§ **What to produce**: Wherever the word "React" shows up in a line, please copy that line.
#### Given material ####
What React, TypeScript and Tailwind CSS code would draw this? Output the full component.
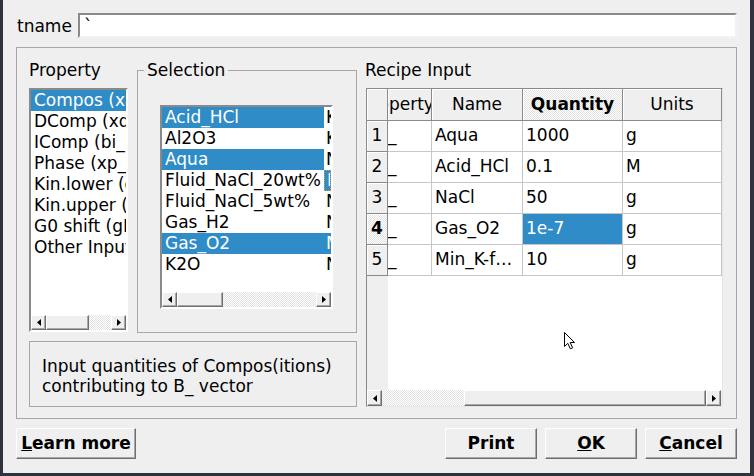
import React from 'react';

const checker = 'bg-[image:repeating-conic-gradient(#ffffff_0_25%,#e2e2e2_0_50%)] bg-[length:2px_2px]';

const ArrowBtn = ({ dir }: { dir: 'left' | 'right' }) => (
  <div className="w-[15px] h-full shrink-0 bg-[#efefef] border border-t-white border-l-white border-r-[#6e6e6e] border-b-[#6e6e6e] shadow-[inset_-1px_-1px_0_#a8a8a8] flex items-center justify-center">
    <svg width="4" height="7" viewBox="0 0 4 7">
      {dir === 'left' ? <polygon points="4,0 4,7 0,3.5" fill="#000" /> : <polygon points="0,0 0,7 4,3.5" fill="#000" />}
    </svg>
  </div>
);

const Thumb = ({ className }: { className: string }) => (
  <div className={`h-full shrink-0 bg-[#efefef] border border-t-white border-l-white border-r-[#6e6e6e] border-b-[#6e6e6e] shadow-[inset_-1px_-1px_0_#a8a8a8] ${className}`} />
);

const properties = [
  'Compos (xa)',
  'DComp (xd)',
  'IComp (bi_)',
  'Phase (xp_)',
  'Kin.lower (dll)',
  'Kin.upper (dul)',
  'G0 shift (gEX)',
  'Other Input',
];

const selection = [
  { name: 'Acid_HCl', unit: 'K', sel: true, selUnit: false },
  { name: 'Al2O3', unit: 'K', sel: false, selUnit: false },
  { name: 'Aqua', unit: 'N', sel: true, selUnit: false },
  { name: 'Fluid_NaCl_20wt%', unit: 'M', sel: false, selUnit: true, focus: true },
  { name: 'Fluid_NaCl_5wt%', unit: 'N', sel: false, selUnit: false },
  { name: 'Gas_H2', unit: 'N', sel: false, selUnit: false },
  { name: 'Gas_O2', unit: 'M', sel: true, selUnit: true },
  { name: 'K2O', unit: 'N', sel: false, selUnit: false },
];

const recipe = [
  { n: '1', name: 'Aqua', qty: '1000', units: 'g' },
  { n: '2', name: 'Acid_HCl', qty: '0.1', units: 'M' },
  { n: '3', name: 'NaCl', qty: '50', units: 'g' },
  { n: '4', name: 'Gas_O2', qty: '1e-7', units: 'g', current: true },
  { n: '5', name: 'Min_K-f…', qty: '10', units: 'g' },
];

// header section: raised look, no height or alignment of its own
const headBase = 'shrink-0 flex items-center border-r border-b border-[#8a8a8a] shadow-[inset_1px_1px_0_#ffffff] overflow-hidden whitespace-nowrap';
const headCell = `${headBase} justify-center`;
const bodyCell = 'h-[31px] shrink-0 flex items-center border-r border-b border-[#c6c6c6] overflow-hidden whitespace-nowrap';
const button = 'h-[31px] w-[92px] flex items-center justify-center font-bold bg-[#efefef] border border-t-white border-l-white border-r-[#6e6e6e] border-b-[#6e6e6e] shadow-[inset_-1px_-1px_0_#a8a8a8]';

export default function App() {
  return (
    <div className="w-[754px] h-[476px] bg-[#2e333d] overflow-hidden font-['DejaVu_Sans',sans-serif] text-[17px] text-black">
      <div className="ml-[3px] w-[747px] h-[473px] bg-[#efefef] flex flex-col px-[13px] pt-[13px]">
        {/* name field */}
        <div className="flex items-center h-[25px]">
          <span className="ml-[1px] w-[61px] leading-[20px]">tname</span>
          <div className="flex-1 h-[25px] bg-white border-2 border-t-[#8a8a8a] border-l-[#8a8a8a] border-r-[#f2f2f2] border-b-[#f2f2f2] flex items-center pl-[4px] leading-[20px]">
            `
          </div>
        </div>

        {/* main frame */}
        <div className="mt-[9px] h-[372px] border border-[#a6a6a6] flex gap-[8px] pl-[12px] pt-[12px]">
          {/* left column */}
          <div className="w-[328px] flex flex-col">
            <div className="flex items-start gap-[9px]">
              <div className="w-[99px] flex flex-col">
                <div className="h-[20px] leading-[20px]">Property</div>
                <div className="mt-[8px] h-[244px] bg-white border-2 border-t-[#8a8a8a] border-l-[#8a8a8a] border-r-white border-b-white flex flex-col overflow-hidden">
                  <div className="flex-1 flex flex-col">
                    {properties.map((p, i) => (
                      <div
                        key={p}
                        className={`h-[21px] leading-[21px] pl-[3px] whitespace-nowrap overflow-hidden ${i === 0 ? 'bg-[#308cc6] text-white' : ''}`}
                      >
                        {p}
                      </div>
                    ))}
                  </div>
                  <div className="h-[15px] flex">
                    <ArrowBtn dir="left" />
                    <Thumb className="w-[43px]" />
                    <div className={`flex-1 h-full ${checker}`} />
                    <ArrowBtn dir="right" />
                  </div>
                </div>
              </div>

              <div className="relative mt-[10px] w-[220px] h-[263px] border border-[#a6a6a6] pt-[34px] pl-[22px]">
                <span className="absolute -top-[11px] left-[6px] px-[3px] bg-[#efefef] leading-[20px]">Selection</span>
                <div className="w-[173px] h-[204px] bg-white border-2 border-t-[#8a8a8a] border-l-[#8a8a8a] border-r-white border-b-white flex flex-col overflow-hidden">
                  <div className="flex-1 flex flex-col">
                    {selection.map((s) => (
                      <div key={s.name} className="h-[21px] flex leading-[21px] whitespace-nowrap">
                        <div className={`w-[162px] shrink-0 pl-[3px] overflow-hidden ${s.sel ? 'bg-[#308cc6] text-white' : ''}`}>
                          {s.name}
                        </div>
                        <div
                          className={`flex-1 pl-[2px] overflow-hidden ${s.selUnit ? 'bg-[#308cc6] text-white' : ''} ${s.focus ? 'border border-dotted border-[#d9a04a] leading-[19px]' : ''}`}
                        >
                          {s.unit}
                        </div>
                      </div>
                    ))}
                  </div>
                  <div className="h-[15px] flex">
                    <ArrowBtn dir="left" />
                    <Thumb className="w-[46px]" />
                    <div className={`flex-1 h-full ${checker}`} />
                    <ArrowBtn dir="right" />
                  </div>
                </div>
              </div>
            </div>

            <div className="mt-[8px] h-[66px] border border-[#a6a6a6] pl-[12px] pt-[14px] leading-[20px]">
              <div>Input quantities of Compos(itions)</div>
              <div>contributing to B_ vector</div>
            </div>
          </div>

          {/* right column */}
          <div className="w-[358px] flex flex-col">
            <div className="h-[20px] leading-[20px]">Recipe Input</div>
            <div className="relative ml-[1px] mt-[8px] w-[357px] h-[319px] border border-t-[#8a8a8a] border-l-[#8a8a8a] border-r-[#e6e6e6] border-b-[#e6e6e6] flex flex-col overflow-hidden">
              <div className="h-[32px] flex shrink-0">
                <div className={`${headCell} h-full w-[21px] bg-[#efefef]`} />
                <div className={`${headBase} justify-start h-full w-[44px] bg-[#efefef]`}>
                  <span className="shrink-0 ml-[-26px]">Property</span>
                </div>
                <div className={`${headCell} h-full w-[91px] bg-[#efefef]`}>Name</div>
                <div className={`${headCell} h-full w-[100px] font-bold ${checker}`}>Quantity</div>
                <div className={`${headCell} h-full w-[99px] bg-[#efefef]`}>Units</div>
              </div>

              <div className="flex-1 flex min-h-0">
                <div className="w-[21px] bg-[#efefef] flex flex-col">
                  {recipe.map((r) => (
                    <div
                      key={r.n}
                      className={`${headCell} h-[31px] ${r.current ? `font-bold ${checker}` : 'bg-[#efefef]'}`}
                    >
                      {r.n}
                    </div>
                  ))}
                </div>
                <div className="flex-1 bg-white flex flex-col">
                  {recipe.map((r) => (
                    <div key={r.n} className="flex">
                      <div className={`${bodyCell} w-[44px]`}>_</div>
                      <div className={`${bodyCell} w-[91px] pl-[3px]`}>{r.name}</div>
                      <div className={`${bodyCell} w-[100px] pl-[3px] ${r.current ? 'bg-[#308cc6] text-white' : ''}`}>{r.qty}</div>
                      <div className={`${bodyCell} w-[99px] pl-[3px]`}>{r.units}</div>
                    </div>
                  ))}
                </div>
              </div>

              <div className="h-[16px] flex shrink-0">
                <ArrowBtn dir="left" />
                <div className={`w-[82px] h-full ${checker}`} />
                <Thumb className="w-[242px]" />
                <ArrowBtn dir="right" />
              </div>

              <svg className="absolute left-[197px] top-[243px]" width="12" height="18" viewBox="0 0 12 18">
                <path d="M0.5 0.5 L0.5 14.5 L3.8 11.3 L6.3 16.8 L8.6 15.8 L6.2 10.5 L10.5 10.5 Z" fill="#ffffff" stroke="#000000" strokeWidth="1" strokeLinejoin="round" />
              </svg>
            </div>
          </div>
        </div>

        {/* buttons */}
        <div className="mt-[9px] flex h-[31px]">
          <div className={`${button} w-[120px]`}>
            <span className="underline">L</span>earn more
          </div>
          <div className="flex-1" />
          <div className={button}>Print</div>
          <div className={`${button} ml-[8px]`}>
            <span className="underline">O</span>K
          </div>
          <div className={`${button} ml-[8px]`}>
            <span className="underline">C</span>ancel
          </div>
        </div>
      </div>
    </div>
  );
}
####
§ **Complete output**:
What React, TypeScript and Tailwind CSS code would draw this? Output the full component.
import React from 'react';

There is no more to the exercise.